NOT this year. October has been a BLUR.
So far, we've been out of town almost every weekend so far this month; when we're home, our weeknights have been flooded with late meetings and work events. On top of everything, my dear baby brother is getting married on Saturday -- so we have been enrapt in all the necessary pre-nuptual activities.

Needless to say, our cooking has suffered. And our blogging?... well, you've seen the blogging.
We were lucky that the Daring Cooks challenge was announced a month ahead of time so that we could make time to get that done at the end of September. Most other nights, we're throwing things together in a whirlwind. Eating leftovers from the freezer. Sticking to the standards. And trying to prevent our already curvaceous figures from becoming downright corpulent.

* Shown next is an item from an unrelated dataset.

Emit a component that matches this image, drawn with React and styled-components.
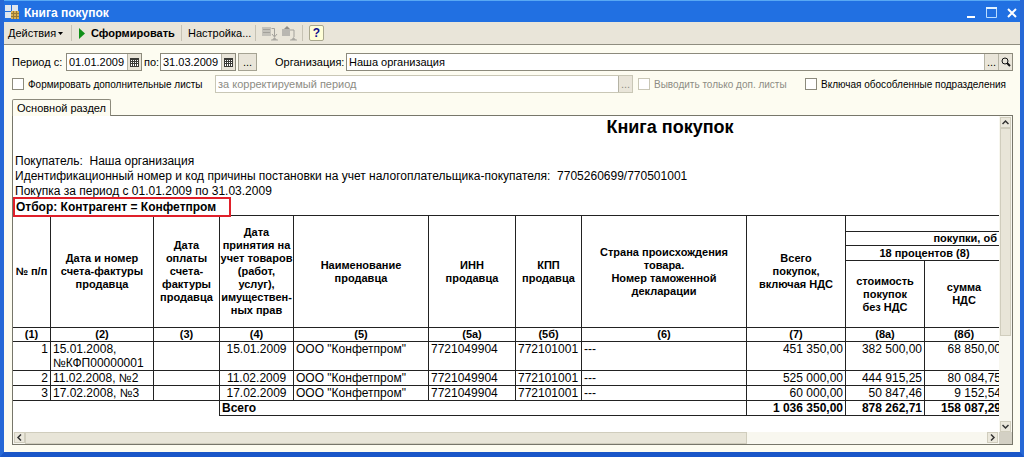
import React, { useState } from "react";
import styled, { createGlobalStyle } from "styled-components";

const GlobalStyle = createGlobalStyle`
    * {
        box-sizing: border-box;
    }
    body {
        margin: 0;
    }
    body, button, input {
        font-family: "Liberation Sans", Arial, sans-serif;
        font-size: 11px;
        color: #000;
    }
    button {
        padding: 0;
        border: 0;
        background: none;
    }
    svg {
        flex: none;
    }
`;

const Window = styled.div`
    display: flex;
    flex-direction: column;
    min-height: 100vh;
    border: solid #2668d6;
    border-width: 0 4px 5px;
    border-bottom-color: #1a56c8;
    background: #fdfcf1;
`;

const TitleBar = styled.header`
    display: flex;
    align-items: center;
    height: 22px;
    padding: 2px 0 0 1px;
    border-top: 1px solid #58a8f4;
    background: #2170e2;
    color: #fff;
`;

const Title = styled.h1`
    flex: 1;
    margin: 0 0 0 4px;
    font-size: 12px;
    font-weight: bold;
`;

const WindowButtons = styled.div`
    display: flex;
    gap: 8px;
    padding-right: 2px;

    button {
        display: flex;
        width: 12px;
        height: 12px;
    }
`;

const Toolbar = styled.div`
    display: flex;
    align-items: center;
    height: 23px;
    padding-left: 4px;
    border-bottom: 1px solid #8f8d80;
    background: #e9e5d9;
`;

const ToolButton = styled.button`
    display: flex;
    align-items: center;
    gap: ${(props) => props.$gap || 2}px;
    width: ${(props) => props.$width}px;
    height: 20px;
    font-weight: ${(props) => (props.$bold ? "bold" : "normal")};
    white-space: nowrap;
`;

const Separator = styled.span`
    width: 1px;
    height: 16px;
    margin: 0 6px;
    background: #c6c2b4;
`;

const HelpButton = styled.button`
    width: 15px;
    height: 16px;
    border: 1px solid #a9a78e;
    border-radius: 2px;
    background: #ffffd8;
    color: #10108c;
    font-size: 12px;
    font-weight: bold;
    line-height: 14px;
`;

const Form = styled.form`
    display: flex;
    flex-direction: column;
    gap: 4px;
    padding: 8px 7px 6px 8px;
`;

const FormRow = styled.div`
    display: flex;
    align-items: center;
    height: 18px;
`;

const Label = styled.label`
    flex: none;
    width: ${(props) => props.$width}px;
    padding-left: ${(props) => props.$indent || 0}px;
    white-space: nowrap;
`;

const Field = styled.div`
    display: flex;
    flex: ${(props) => (props.$width ? "none" : 1)};
    width: ${(props) => (props.$width ? props.$width + "px" : "auto")};
    min-width: 0;
    height: 18px;
    border: 1px solid ${(props) => (props.$disabled ? "#c9c7b6" : "#8c8a7c")};
    background: #fff;

    input {
        flex: 1;
        min-width: 0;
        padding: 0 2px;
        border: 0;
        background: transparent;
        color: ${(props) => (props.$disabled ? "#8d8c84" : "#000")};
    }
`;

const FieldButton = styled.button`
    display: flex;
    flex: none;
    align-items: center;
    justify-content: center;
    width: 14px;
    border-left: 1px solid #b5b3a4;
    background: #e9e5d9;
    color: inherit;

    &:disabled {
        color: #8d8c84;
    }
`;

const PeriodButton = styled.button`
    width: 19px;
    height: 18px;
    margin: 0 18px 0 2px;
    border: 1px solid #a5a393;
    background: #e9e5d9;
`;

const CheckGroup = styled.div`
    display: flex;
    margin-left: 5px;
`;

const Check = styled.label`
    display: flex;
    flex: none;
    align-items: center;
    gap: 4px;
    width: ${(props) => props.$width}px;
    color: ${(props) => (props.$disabled ? "#8d8c84" : "#000")};
    font-size: 10px;
    white-space: nowrap;

    input {
        appearance: none;
        flex: none;
        width: 12px;
        height: 12px;
        margin: 0;
        border: 1px solid ${(props) => (props.$disabled ? "#c9c7b6" : "#8c8a7c")};
        background: #fff;
    }

    input:checked {
        box-shadow: inset 0 0 0 2px #fff;
        background: #333;
    }
`;

const Tabs = styled.div`
    display: flex;
    padding-left: 8px;
`;

const Tab = styled.button`
    z-index: 1;
    height: 17px;
    margin-bottom: -1px;
    padding: 0 4px;
    border: 1px solid #8c8a7c;
    border-bottom: 0;
    border-radius: 2px 2px 0 0;
    background: #fdfcf1;
`;

const Panel = styled.main`
    display: grid;
    flex: 1;
    grid-template-columns: minmax(0, 1fr) 13px;
    grid-template-rows: 1fr 12px;
    margin: 0 7px 7px 8px;
    border: 1px solid #77766a;
    background: #fff;
`;

const Sheet = styled.div`
    overflow: hidden;
    font-size: 12px;
`;

const SheetTitle = styled.h2`
    width: 1314px;
    margin: 0 0 16px;
    font-size: 18px;
    line-height: 22px;
    text-align: center;
`;

const SheetLine = styled.p`
    margin: 0;
    padding-left: 2px;
    line-height: 15px;
    white-space: pre;
`;

const Filter = styled.div`
    position: relative;
    width: 218px;
    height: 20px;
    margin: -2px 0 -2px;
    padding-left: 1px;
    border: 2px solid #e0202a;
    background: #fff;
    font-weight: bold;
    line-height: 17px;
    white-space: nowrap;
`;

const Table = styled.table`
    width: 991px;
    margin-left: -1px;
    border-collapse: collapse;
    table-layout: fixed;

    th,
    td {
        padding: 0 2px;
        border: 1px solid #222;
    }

    th {
        padding: 0;
        font-size: 11px;
        line-height: 13px;
    }

    td {
        height: 15px;
        line-height: 14px;
        vertical-align: top;
        white-space: nowrap;
    }
`;

const Cell = styled.td`
    text-align: ${(props) => props.$align || "left"};
    font-weight: ${(props) => (props.$bold ? "bold" : "normal")};
`;

const HeadRow = styled.tr`
    height: ${(props) => props.$height}px;
`;

const GroupHead = styled.th`
    && {
        padding-right: 6px;
        text-align: right;
    }
`;

const BlankCell = styled.td`
    && {
        border-bottom: 0;
        border-left: 0;
    }
`;

const ScrollBar = styled.div`
    display: flex;
    flex-direction: ${(props) => (props.$vertical ? "column" : "row")};
    padding: ${(props) => (props.$vertical ? "1px 1px 0" : "0 1px")};
    background: #f8f7ef;

    button {
        display: flex;
        flex: none;
        align-items: center;
        justify-content: center;
        width: 11px;
        height: 11px;
        border: 1px solid #d0cdbd;
        background: #ebe8dc;
    }
`;

const Track = styled.div`
    display: flex;
    flex: 1;
    flex-direction: ${(props) => (props.$vertical ? "column" : "row")};
`;

const Thumb = styled.div`
    flex: 0 0 ${(props) => props.$size};
    border: 1px solid #d0cdbd;
    background: #e8e5d8;
`;

const Corner = styled.div`
    background: #d3d0c4;
`;

const COLUMNS = [38, 103, 66, 74, 135, 87, 66, 165, 99, 79, 79];

const HEADERS = [
    ["№ п/п"],
    ["Дата и номер", "счета-фактуры", "продавца"],
    ["Дата", "оплаты", "счета-", "фактуры", "продавца"],
    [
        "Дата",
        "принятия на",
        "учет товаров",
        "(работ,",
        "услуг),",
        "имуществен-",
        "ных прав",
    ],
    ["Наименование", "продавца"],
    ["ИНН", "продавца"],
    ["КПП", "продавца"],
    ["Страна происхождения", "товара.", "Номер таможенной", "декларации"],
    ["Всего", "покупок,", "включая НДС"],
];

const NUMBERS = [
    "(1)",
    "(2)",
    "(3)",
    "(4)",
    "(5)",
    "(5а)",
    "(5б)",
    "(6)",
    "(7)",
    "(8а)",
    "(8б)",
];

const ROWS = [
    {
        invoice: ["15.01.2008,", "№КФП00000001"],
        date: "15.01.2009",
        sums: ["451 350,00", "382 500,00", "68 850,00"],
    },
    {
        invoice: ["11.02.2008, №2"],
        date: "11.02.2009",
        sums: ["525 000,00", "444 915,25", "80 084,75"],
    },
    {
        invoice: ["17.02.2008, №3"],
        date: "17.02.2009",
        sums: ["60 000,00", "50 847,46", "9 152,54"],
    },
];

const TOTALS = ["1 036 350,00", "878 262,71", "158 087,29"];

const Lines = ({ items }) =>
    items.map((item, i) => (
        <React.Fragment key={item}>
            {i > 0 && <br />}
            {item}
        </React.Fragment>
    ));

const AppIcon = () => (
    <svg width="15" height="15" viewBox="0 0 15 15">
        <path d="M0 0h6v6H0zM7 0h6v6H7zM0 7h6v6H0z" fill="#dfe6ee" />
        <path d="M6 6h8v8H6z" fill="#d8b257" />
        <path
            d="M6 8.5h8M6 11.5h8M8.5 6v8M11.5 6v8"
            stroke="#9a7a34"
            strokeWidth="1"
        />
    </svg>
);

const CalendarIcon = () => (
    <svg width="9" height="9" viewBox="0 0 9 9">
        <path d="M0 0h9v9H0z" fill="#3a3a36" />
        <path
            d="M1 2h1v1H1zM3 2h1v1H3zM5 2h1v1H5zM7 2h1v1H7zM1 4h1v1H1zM3 4h1v1H3zM5 4h1v1H5zM7 4h1v1H7zM1 6h1v2H1zM3 6h1v2H3zM5 6h1v2H5zM7 6h1v2H7z"
            fill="#fff"
        />
    </svg>
);

const SearchIcon = () => (
    <svg width="10" height="10" viewBox="0 0 10 10" fill="none" stroke="#111">
        <circle cx="4" cy="4" r="3" />
        <path d="M6 6l3 3" strokeWidth="2" />
    </svg>
);

const SheetIcon = ({ up }) => (
    <svg width="16" height="15" viewBox="0 0 16 15" fill="none">
        {up ? (
            <>
                <path d="M1 3h8v7H1z" fill="#b9b7b1" />
                <path d="M3 3l3-3 3 3z" fill="#8f8d88" />
                <path d="M9 4h4v7" stroke="#a3a19b" />
            </>
        ) : (
            <>
                <path d="M0 1h9v9H0z" fill="#c3c1ba" />
                <path
                    d="M1 3.5h7M1 6.5h7M9.5 2.5h3v8M10 8l2.5 3L15 8"
                    stroke="#a3a19b"
                />
            </>
        )}
        <path d="M10 14l2.5-3 2.5 3z" fill="#aaa8a2" />
        <path d="M9 14h7" stroke="#aaa8a2" />
    </svg>
);

const Chevron = ({ turn }) => (
    <svg width="7" height="7" viewBox="0 0 7 7">
        <path
            d="M0.5 5l3-3 3 3"
            transform={`rotate(${turn} 3.5 3.5)`}
            fill="none"
            stroke="#333"
            strokeWidth="1.5"
        />
    </svg>
);

export default function App() {
    const [from, setFrom] = useState("01.01.2009");
    const [to, setTo] = useState("31.03.2009");
    const [company, setCompany] = useState("Наша организация");

    return (
        <>
            <GlobalStyle />
            <Window>
                <TitleBar>
                    <AppIcon />
                    <Title>Книга покупок</Title>
                    <WindowButtons>
                        <button aria-label="Свернуть">
                            <svg width="12" height="12">
                                <path d="M1 9h8v2H1z" fill="#fff" />
                            </svg>
                        </button>
                        <button aria-label="Развернуть">
                            <svg width="12" height="12">
                                <path
                                    d="M0.5 1v9.5h10V1"
                                    fill="none"
                                    stroke="#b9dcff"
                                />
                                <path d="M0 0h11v2H0z" fill="#e2f2ff" />
                            </svg>
                        </button>
                        <button aria-label="Закрыть">
                            <svg width="12" height="12">
                                <path
                                    d="M2 2l8 8M10 2l-8 8"
                                    stroke="#fff"
                                    strokeWidth="2"
                                />
                            </svg>
                        </button>
                    </WindowButtons>
                </TitleBar>

                <Toolbar>
                    <ToolButton $width={57}>
                        Действия
                        <svg width="5" height="3">
                            <path d="M0 0h5L2.5 3z" />
                        </svg>
                    </ToolButton>
                    <Separator />
                    <ToolButton $width={97} $gap={6} $bold>
                        <svg width="7" height="11">
                            <path d="M1 0l6 5.5L1 11z" fill="#109018" />
                        </svg>
                        Сформировать
                    </ToolButton>
                    <Separator />
                    <ToolButton $width={61}>Настройка...</ToolButton>
                    <Separator />
                    <ToolButton $width={19} aria-label="Развернуть группы">
                        <SheetIcon />
                    </ToolButton>
                    <ToolButton $width={15} aria-label="Свернуть группы">
                        <SheetIcon up />
                    </ToolButton>
                    <Separator />
                    <HelpButton>?</HelpButton>
                </Toolbar>

                <Form onSubmit={(e) => e.preventDefault()}>
                    <FormRow>
                        <Label $width={54} htmlFor="from">
                            Период с:
                        </Label>
                        <Field $width={76}>
                            <input
                                id="from"
                                value={from}
                                onChange={(e) => setFrom(e.target.value)}
                            />
                            <FieldButton aria-label="Календарь">
                                <CalendarIcon />
                            </FieldButton>
                        </Field>
                        <Label $width={18} $indent={2} htmlFor="to">
                            по:
                        </Label>
                        <Field $width={76}>
                            <input
                                id="to"
                                value={to}
                                onChange={(e) => setTo(e.target.value)}
                            />
                            <FieldButton aria-label="Календарь">
                                <CalendarIcon />
                            </FieldButton>
                        </Field>
                        <PeriodButton>...</PeriodButton>
                        <Label $width={71} htmlFor="company">
                            Организация:
                        </Label>
                        <Field>
                            <input
                                id="company"
                                value={company}
                                onChange={(e) => setCompany(e.target.value)}
                            />
                            <FieldButton>...</FieldButton>
                            <FieldButton aria-label="Открыть">
                                <SearchIcon />
                            </FieldButton>
                        </Field>
                    </FormRow>
                    <FormRow>
                        <Check $width={203}>
                            <input type="checkbox" />
                            Формировать дополнительные листы
                        </Check>
                        <Field $disabled>
                            <input
                                aria-label="Период дополнительных листов"
                                value="за корректируемый период"
                                disabled
                                readOnly
                            />
                            <FieldButton disabled>...</FieldButton>
                        </Field>
                        <CheckGroup>
                            <Check $width={167} $disabled>
                                <input type="checkbox" disabled />
                                Выводить только доп. листы
                            </Check>
                            <Check $width={208}>
                                <input type="checkbox" />
                                Включая обособленные подразделения
                            </Check>
                        </CheckGroup>
                    </FormRow>
                </Form>

                <Tabs>
                    <Tab>Основной раздел</Tab>
                </Tabs>
                <Panel>
                    <Sheet>
                        <SheetTitle>Книга покупок</SheetTitle>
                        <SheetLine>{"Покупатель:  Наша организация"}</SheetLine>
                        <SheetLine>
                            {
                                "Идентификационный номер и код причины постановки на учет налогоплательщика-покупателя:  7705260699/770501001"
                            }
                        </SheetLine>
                        <SheetLine>
                            Покупка за период с 01.01.2009 по 31.03.2009
                        </SheetLine>
                        <Filter>Отбор: Контрагент = Конфетпром</Filter>
                        <Table>
                            <colgroup>
                                {COLUMNS.map((width, i) => (
                                    <col key={i} width={width} />
                                ))}
                            </colgroup>
                            <thead>
                                <HeadRow $height={16}>
                                    {HEADERS.map((lines, i) => (
                                        <th key={i} rowSpan={4}>
                                            <Lines items={lines} />
                                        </th>
                                    ))}
                                    <th colSpan={2} />
                                </HeadRow>
                                <HeadRow $height={14}>
                                    <GroupHead colSpan={2}>
                                        покупки, об
                                    </GroupHead>
                                </HeadRow>
                                <HeadRow $height={15}>
                                    <th colSpan={2}>18 процентов (8)</th>
                                </HeadRow>
                                <HeadRow $height={67}>
                                    <th>
                                        <Lines
                                            items={[
                                                "стоимость",
                                                "покупок",
                                                "без НДС",
                                            ]}
                                        />
                                    </th>
                                    <th>
                                        <Lines items={["сумма", "НДС"]} />
                                    </th>
                                </HeadRow>
                                <HeadRow $height={14}>
                                    {NUMBERS.map((number) => (
                                        <th key={number}>{number}</th>
                                    ))}
                                </HeadRow>
                            </thead>
                            <tbody>
                                {ROWS.map((row, i) => (
                                    <tr key={row.date}>
                                        <Cell $align="right">{i + 1}</Cell>
                                        <Cell>
                                            <Lines items={row.invoice} />
                                        </Cell>
                                        <Cell />
                                        <Cell $align="center">{row.date}</Cell>
                                        <Cell>ООО "Конфетпром"</Cell>
                                        <Cell>7721049904</Cell>
                                        <Cell>772101001</Cell>
                                        <Cell>---</Cell>
                                        {row.sums.map((sum) => (
                                            <Cell key={sum} $align="right">
                                                {sum}
                                            </Cell>
                                        ))}
                                    </tr>
                                ))}
                                <tr>
                                    <BlankCell colSpan={3} />
                                    <Cell colSpan={5} $bold>
                                        Всего
                                    </Cell>
                                    {TOTALS.map((sum) => (
                                        <Cell key={sum} $align="right" $bold>
                                            {sum}
                                        </Cell>
                                    ))}
                                </tr>
                            </tbody>
                        </Table>
                    </Sheet>
                    <ScrollBar $vertical>
                        <button aria-label="Вверх">
                            <Chevron turn={0} />
                        </button>
                        <Track $vertical>
                            <Thumb $size="71%" />
                        </Track>
                        <button aria-label="Вниз">
                            <Chevron turn={180} />
                        </button>
                    </ScrollBar>
                    <ScrollBar>
                        <button aria-label="Влево">
                            <Chevron turn={270} />
                        </button>
                        <Track>
                            <Thumb $size="75%" />
                        </Track>
                        <button aria-label="Вправо">
                            <Chevron turn={90} />
                        </button>
                    </ScrollBar>
                    <Corner />
                </Panel>
            </Window>
        </>
    );
}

Thank goodness for the farmer's market!
It's been a few weeks already -- but one of the best dishes we've managed to scrounge up was a gorgeous roasted rattatouille. Delicious. Nutritious. And perfect not-so-frantic food for a fairly frantic weeknight. Fairy tale eggplant, ripe zucchini, cherry tomatoes... Delectable.
We chopped everything and coated it in a liberal wash of olive oil. In the spirit of ease, I also tossed in a small handful of my very favorite all-purpose seasoning, Herbs de Provence.

When it was all mixed, I tossed it into a fairly toasty oven (425º if my memory doesn't fail me) and let everything roast up until it was perfectly tender. In the meantime, I sauteed an onion until it was nice and caramelized (truth was, I forgot to throw it in with the other ingredients).
When everything was cooked, I stirred it all together and scooped it into bowls. A chunk of crusty bread, and we were all set.

Have I shared with you that roasted veggies are just about my favorite thing in the world? Seems there's nothing better than a load of colorful produce that's been cooked until it's all caramelized and sweet. An ordinary zucchini takes on serious personality when it's kept the company of an ultra-sweet cherry tomato in the blaze of a hot oven. And you'd never accuse roasted eggplant of being slimey -- oh, no! It wouldn't win any beauty contests, but its flesh is positively silky and so very sweet... eggplant haters wouldn't recognize it if they didn't know better.

But, I digress. I've got to think of something quick to make for dinner.